Additional Considerations

While the above calculation provides a basic estimate, several additional factors should be considered:

1. Energy Storage: To ensure that your Tesla can be charged even when the sun isn't shining, you may need a battery storage system. Tesla's Powerwall is a popular option that stores excess solar energy for use at night or during cloudy days.

2. System Losses: Real-world solar panel systems experience losses due to factors such as shading, dust, and inefficiencies in the inverter. It's advisable to account for a 10-20% loss when planning your system.

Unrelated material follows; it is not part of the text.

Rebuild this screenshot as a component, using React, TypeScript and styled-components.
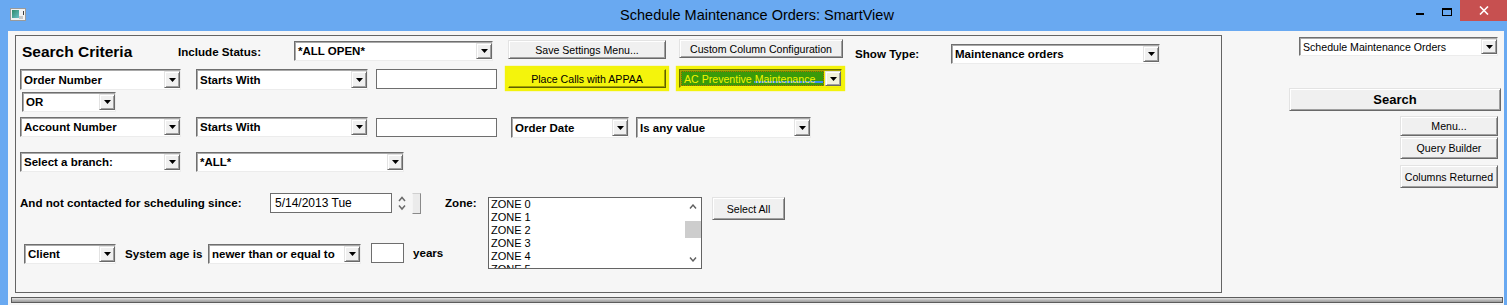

3. Seasonal Variations: Solar energy production can vary significantly between summer and winter. In regions with less sunlight during winter months, you may need additional panels to compensate for reduced energy production.

4. Future Energy Needs: If you plan to increase your driving distance or add more electric vehicles to your household, it's wise to consider these future energy needs when designing your solar panel system.

Charging a Tesla with solar panels is a sustainable and cost-effective solution that aligns with the growing trend towards renewable energy. By understanding your Tesla's energy consumption, calculating your daily energy needs, and considering the efficiency and output of solar panels, you can determine the number of panels required to meet your charging needs. While the example provided focuses on the Tesla Model 3, the same principles can be applied to other Tesla models with adjustments for their specific energy consumption rates.

Investing in a solar panel system not only reduces your reliance on fossil fuels but also offers long-term financial benefits. With advancements in solar technology and decreasing costs, now is an excellent time to explore the potential of solar energy for charging your Tesla. By taking into account factors such as energy storage, system losses, and seasonal variations, you can design a robust and efficient solar panel system that meets your current and future energy needs.